Combining paths can work well when you do it in the right order. A common example is starting with Boki to build base skills and job options, then moving towards Zeirishi or JCPA once your Japanese and your day-to-day experience are stronger.

Checklist before you enrol: exam language, study hours, costs, and employer expectations

Before you pay for a course or commit to an exam track, run through this checklist:

  • Exam language: Is the exam Japanese-only, or can you sit it in English? Be honest about your reading speed under pressure.
  • Study time per week: How many hours can you protect, every week, for 6 to 12 months? If the answer is “maybe two”, choose a smaller step first.
  • Multi-year commitment: For licences like JCPA and Zeirishi, plan for a longer timeline and possible staged requirements.
  • Total costs: Add exam fees, prep materials, classes, travel, and the cost of time. A cheap course that you quit is still expensive.
  • Employer support: Will your company pay, give study leave, or value the qualification at promotion time?
  • Proof you can show: Keep certificates, transcripts, and practical examples (like a budgeting model or reconciled accounts) so you can prove skills in interviews.

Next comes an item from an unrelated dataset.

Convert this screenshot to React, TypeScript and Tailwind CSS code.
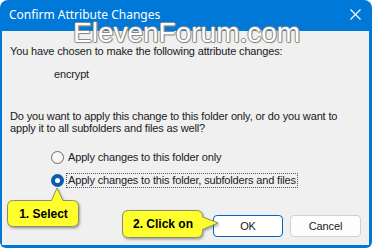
import React from 'react';

const body = { fontFamily: '"Liberation Sans", Arial, sans-serif' };
const ui = { fontFamily: '"Noto Sans", "Open Sans", sans-serif' };

const Radio: React.FC<{ checked?: boolean }> = ({ checked }) =>
    checked ? (
        <span className="w-[13px] h-[13px] rounded-full bg-[#0b5cad] flex items-center justify-center shrink-0">
            <span className="w-[5px] h-[5px] rounded-full bg-white" />
        </span>
    ) : (
        <span className="w-[13px] h-[13px] rounded-full border border-[#6b6b6b] bg-[#f7f7f7] shrink-0" />
    );

export default function App() {
    return (
        <div className="w-[373px] h-[250px] bg-white">
            <div className="relative w-[372px] h-[248px] bg-[#0078d7] rounded-t-[8px] rounded-b-[6px] flex flex-col overflow-hidden">
                <div className="h-[31px] flex items-center justify-between pl-[9px] pr-[11px] text-white text-[12px]" style={ui}>
                    <span className="-mt-[1px]">Confirm Attribute Changes</span>
                    <svg width="11" height="11" viewBox="0 0 11 11" className="-mt-[2px]">
                        <path d="M0.5 0.5 L10.5 10.5 M10.5 0.5 L0.5 10.5" stroke="#fff" strokeWidth="1.1" />
                    </svg>
                </div>

                <div className="flex-1 ml-[2px] mr-[3px] mb-[3px] bg-[#f0f0f0] flex flex-col pt-[14px] pl-[8px] text-[11px] text-[#1a1a1a] tracking-[-0.15px]" style={body}>
                    <p className="leading-[13px]">You have chosen to make the following attribute changes:</p>
                    <p className="leading-[13px] mt-[10px] ml-[44px]">encrypt</p>
                    <p className="leading-[12px] mt-[29px]">
                        Do you want to apply this change to this folder only, or do you want to
                        <br />
                        apply it to all subfolders and files as well?
                    </p>
                    <div className="mt-[16px] ml-[41px] flex flex-col gap-[8px]">
                        <div className="h-[15px] flex items-center gap-[3px]">
                            <Radio />
                            <span className="leading-[13px] px-[1px]">Apply changes to this folder only</span>
                        </div>
                        <div className="h-[15px] flex items-center gap-[2px]">
                            <Radio checked />
                            <span className="leading-[13px] px-[1px] border border-dotted border-[#555]">
                                Apply changes to this folder, subfolders and files
                            </span>
                        </div>
                    </div>
                    <div className="mt-auto mb-[8px] mr-[8px] flex justify-end gap-[7px]">
                        <button className="w-[70px] h-[22px] rounded-[4px] bg-white border border-[#0067c0] text-[11px] text-[#1a1a1a]">
                            OK
                        </button>
                        <button className="w-[71px] h-[22px] rounded-[4px] bg-[#fdfdfd] border border-[#d0d0d0] text-[11px] text-[#1a1a1a]">
                            Cancel
                        </button>
                    </div>
                </div>

                <div
                    className="absolute left-[73px] top-[19px] text-[28px] leading-[28px] text-white pointer-events-none [text-shadow:1px_0_0_#8a8a8a,-1px_0_0_#8a8a8a,0_1px_0_#8a8a8a,0_-1px_0_#8a8a8a,1px_1px_1px_#9a9a9a]"
                    style={body}
                >
                    ElevenForum.com
                </div>

                <svg className="absolute inset-0 pointer-events-none" width="372" height="248">
                    <defs>
                        <filter id="sh" x="-20%" y="-20%" width="140%" height="160%">
                            <feDropShadow dx="1" dy="1.5" stdDeviation="1" floodColor="#000" floodOpacity="0.35" />
                        </filter>
                    </defs>
                    <path
                        d="M13.5 200.5 H51.5 L57 188 L63 200.5 H72.5 Q78.5 200.5 78.5 206.5 V220.5 Q78.5 226.5 72.5 226.5 H13.5 Q7.5 226.5 7.5 220.5 V206.5 Q7.5 200.5 13.5 200.5 Z"
                        fill="#ffff2e"
                        stroke="#8c8c6a"
                        filter="url(#sh)"
                    />
                    <path
                        d="M128.5 210.5 H196.5 Q202.5 210.5 202.5 216.5 V217 L218 223 L202.5 229.5 V231.5 Q202.5 237.5 196.5 237.5 H128.5 Q122.5 237.5 122.5 231.5 V216.5 Q122.5 210.5 128.5 210.5 Z"
                        fill="#ffff2e"
                        stroke="#8c8c6a"
                        filter="url(#sh)"
                    />
                </svg>
                <div className="absolute left-[8px] top-[200px] w-[71px] h-[27px] flex items-center justify-center text-[12px] font-bold text-black" style={body}>
                    1. Select
                </div>
                <div className="absolute left-[123px] top-[210px] w-[80px] h-[28px] flex items-center justify-center text-[12px] font-bold text-black" style={body}>
                    2. Click on
                </div>
            </div>
        </div>
    );
}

If you can’t answer these clearly, pause and gather info first. That alone can save you a year.

Conclusion

Japan rewards people who can show clear proof of skills. If you want the strongest licensed routes, JCPA and Zeirishi are the stand-out choices, each tied to a different type of work. If you need a faster way in, Boki and CMA can build confidence, job options, and credibility without waiting years to qualify.

Pick one path, set a realistic timeline, and start with a level you can finish. A completed qualification, even an entry-level one, often beats an ambitious plan that never gets past month three. What matters most is matching the route to your language, your career target, and the life you actually have right now.